Government

Assam Govt Ensured Equal Number of Hindus, Muslims Arrested for Child Marriages: Himanta Biswa Sarma

Targeting opposition in the state, the chief minister said "some of our people [Hindus]" were picked up too "because you all [Opposition MLAs] will feel bad".  

New Delhi: Assam chief minister Himanta Biswa Sarma said on Wednesday, March 15, that his government had ensured that an almost equal proportion of Hindus and Muslims was arrested in the state during its recent crackdown on child marriages to put to rest “allegations of communal targeting” against his government by the opposition.

He said it was done even though child marriages are “more prevalent in Muslim-majority areas”, and put the ratio of Muslims to Hindus among those arrested at 55:45.
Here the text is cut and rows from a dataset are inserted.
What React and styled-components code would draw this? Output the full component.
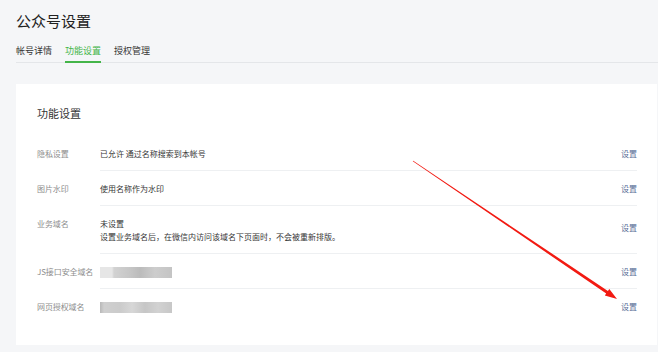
import React from "react";
import styled, { createGlobalStyle } from "styled-components";

const Global = createGlobalStyle`
  html, body { margin: 0; padding: 0; background: #f5f6f8; }
  body { font-family: "Noto Sans CJK SC", "Noto Sans", sans-serif; color: #353535; }
  * { box-sizing: border-box; }
`;

const Page = styled.div`
  position: relative;
  width: 658px;
  height: 352px;
  padding: 11px 1px 0 16px;
  overflow: hidden;
`;

const Title = styled.h1`
  margin: 0;
  font-size: 15px;
  line-height: 20px;
  font-weight: 400;
  color: #222;
`;

const TabBar = styled.nav`
  display: flex;
  gap: 13px;
  margin: 14px -1px 0 0;
  border-bottom: 1px solid #e4e6e9;
`;

const Tab = styled.div`
  width: 36px;
  font-size: 9px;
  line-height: 12px;
  padding-bottom: 4px;
  margin-bottom: -1px;
  white-space: nowrap;
  color: ${(p) => (p.$active ? "#44b549" : "#353535")};
  border-bottom: 2px solid ${(p) => (p.$active ? "#44b549" : "transparent")};
`;

const Card = styled.section`
  margin-top: 21px;
  background: #fff;
  padding: 22px 20px 21px 21px;
`;

const CardTitle = styled.h2`
  margin: 0 0 15px;
  font-size: 11px;
  line-height: 15px;
  font-weight: 400;
  color: #353535;
`;

const Row = styled.div`
  display: flex;
  align-items: stretch;
`;

const Label = styled.div`
  width: 63px;
  flex: none;
  padding-top: 11px;
  font-size: 8px;
  line-height: 13px;
  color: #8d8d8d;
  white-space: nowrap;
  letter-spacing: -0.1px;
`;

const RowBody = styled.div`
  flex: 1;
  display: flex;
  align-items: center;
  padding: 11px 0 10px;
  border-bottom: 1px solid ${(p) => (p.$last ? "transparent" : "#eef0f2")};
`;

const Value = styled.div`
  flex: 1;
  display: flex;
  flex-direction: column;
  align-items: flex-start;
  font-size: 8px;
  line-height: 13px;
  color: #353535;
  white-space: nowrap;
`;

const Line = styled.div``;

const Action = styled.a`
  flex: none;
  font-size: 8px;
  line-height: 13px;
  color: #576b95;
  text-decoration: none;
  margin-top: ${(p) => (p.$raise ? "-6px" : "0")};
`;

const Blur = styled.span`
  display: block;
  margin-top: 1px;
  width: 72px;
  height: 11px;
  filter: blur(0.5px);
  background: ${(p) => p.$bg};
`;

const ArrowLayer = styled.svg`
  position: absolute;
  left: 0;
  top: 0;
  pointer-events: none;
`;

const rows = [
  { label: "隐私设置", lines: ["已允许 通过名称搜索到本帐号"] },
  { label: "图片水印", lines: ["使用名称作为水印"] },
  {
    label: "业务域名",
    lines: ["未设置", "设置业务域名后，在微信内访问该域名下页面时，不会被重新排版。"],
    raise: true,
  },
  {
    label: "JS接口安全域名",
    blur:
      "linear-gradient(90deg, #e6e6e6 0, #e6e6e6 12px, #d2d2d2 14px, #c6c6c6 30px, #bbbbbb 40px, #cdcdcd 55px, #c4c4c4 72px)",
  },
  {
    label: "网页授权域名",
    blur:
      "linear-gradient(90deg, #b8b8b8 0, #cfcfcf 4px, #cbcbcb 20px, #d7d7d7 32px, #c6c6c6 45px, #d2d2d2 58px, #c7c7c7 72px)",
  },
];

export default function App() {
  return (
    <>
      <Global />
      <Page>
        <Title>公众号设置</Title>
        <TabBar>
          <Tab>帐号详情</Tab>
          <Tab $active>功能设置</Tab>
          <Tab>授权管理</Tab>
        </TabBar>
        <Card>
          <CardTitle>功能设置</CardTitle>
          {rows.map((r, i) => (
            <Row key={r.label}>
              <Label>{r.label}</Label>
              <RowBody $last={i === rows.length - 1}>
                <Value>
                  {r.lines
                    ? r.lines.map((l) => <Line key={l}>{l}</Line>)
                    : <Blur $bg={r.blur} />}
                </Value>
                <Action href="#" $raise={r.raise}>设置</Action>
              </RowBody>
            </Row>
          ))}
        </Card>
        <ArrowLayer width="658" height="352" viewBox="0 0 658 352">
          <polygon
            fill="#f21a12"
            points="412.8,161.3 606.2,293.5 604.8,295.6 617,299 609.3,289 607.9,291 413.2,160.7"
          />
        </ArrowLayer>
      </Page>
    </>
  );
}
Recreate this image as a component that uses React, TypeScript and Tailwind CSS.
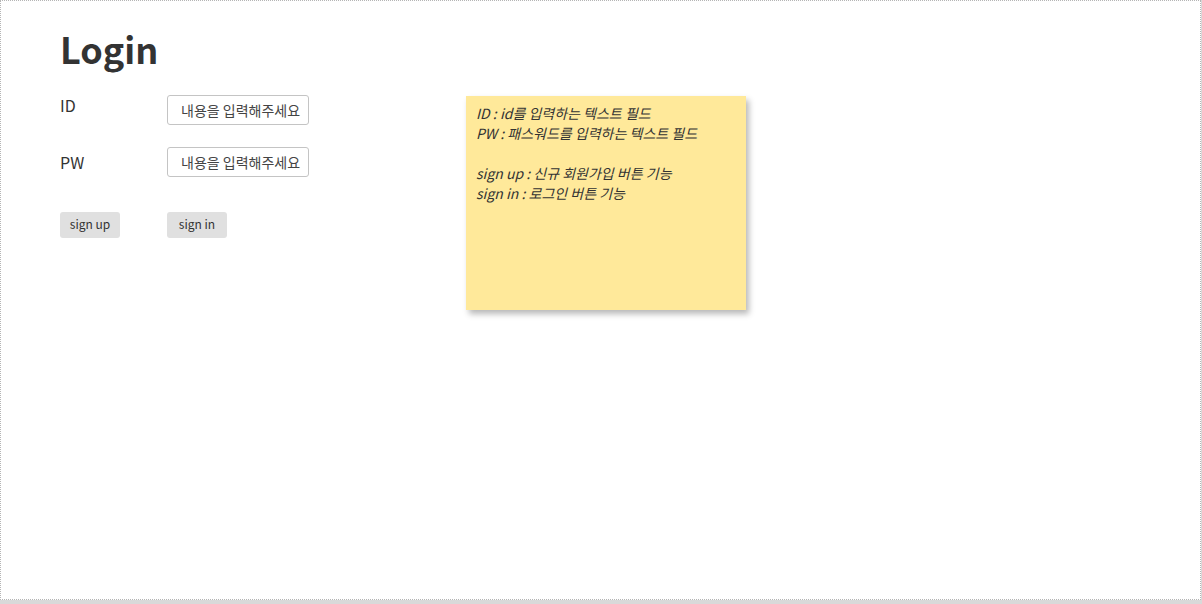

Citing data from the National Family Health Survey 5 (NFHS 5), he told the state assembly that the prevalence of child marriages is the highest in Dhubri and South Salmara districts – where Muslims are in majority. However, he said, it is not the case in Dibrugarh and Tinsukia districts.

“But, because you communalise every single thing, I told the Dibrugarh SP to pick up a few from there as well. NFHS 4 data collated during Congress times also shows that the highest number of underage marriages and childbirths is done in Lower Assam districts [where there is a greater Muslim population],” he said, according to Indian Express.

Targeting opposition, he said “some of our people” picked up too “because you all [Opposition MLAs] will feel bad”.

Starting from February 3, the Assam Police has arrested over 3,000 people after it launched a crackdown on child marriages in the state. Many of these marriages were even solemnised years ago, resulting in families losing their earning members, husbands and fathers. There have been allegations that the Muslim community has been predominantly targeted. Protests were witnessed in several parts of the state, with women demanding that police release their husbands.

Sarma, on February 6, had said that the drive was aimed at improving public health and public welfare. He had specifically pointed to teenage pregnancy in the state and said that it was alarmingly high at 16.8%. However, rights activists raised objections against the measures being employed by the Assam government to address the issue of child marriage. They described such measures as “futile”, for young mothers would be rendered helpless in the face of sudden arrests of their husbands, who are, in most cases, sole breadwinners of families. Fearing strict action by Assam Police against child marriages, a woman, who tied the knot three months, died by suicide in the Salmara-Mankachar district.

Sarma’s latest comments in the Assembly on Wednesday come against these developments in his state.

He also went on to claim on Wednesday that “Muslims in Assam have never lived as peacefully” as they are today. “Have there been communal clashes in Udalguri? Have there been communal clashes in BTR? [Bodoland Territorial Region]? Have there been communal clashes in Kokrajhar? Muslims in Assam have never lived as peacefully as they are today. They are all getting schools and colleges… Today people are accusing us that 60% of houses under PM Awas Yojna have gone to Muslims. The number of roads that are being built in Muslim villages today have never been built before…,” he said in the Assembly.

The chief minister also slammed the opposition for targeting his government for communal attacks in the state. “Today if someone honestly asks how many minority people in Assam have died of communal attacks, you people keep talking about encounters. Are encounters something that gets done deliberately? Communal attacks are deliberate… If someone brings out their revolver, only then will the police bring out their revolver,” he added.

Ever since Sarma took over as the chief minister of state in May 2021, there has been a rise in the number of alleged encounters in the state. According to the Assam government’s affidavit filed before Gauhati high court on June 20 last year, a total of 54 encounters had taken place since May 2021.

He also accused the opposition of “shedding crocodile tears” for minorities in Assam, and added that the anti-encroachment drive launched by his government in forest lands is based on a law enacted by the Congress-led government at the national level.

According to him, the “real problem” is not evictions but the lack of control over the population in Lower Assam districts.

“The main thing is that till the population is controlled in Lower Assam, we will stop having land… Even if I don’t do an eviction today, where will the next generation live if one family has eight children,” he said. “This law was passed by a Congress government in 2005 that if before 2005, there were some tribal people living there in the forest, they will have rights there. And if before that, if 3-4 generations back, there were general caste people living in the forest, they will have rights to the forest. Nobody else can stay in the forest. Why did the Congress government not make a law that the way tribal people get deeds, our minority people will also get.”

Targeting the Congress party, he said, “Why do we not remember minorities when in power? Today if people from minorities face difficulties, I don’t have the responsibility of answering for that.”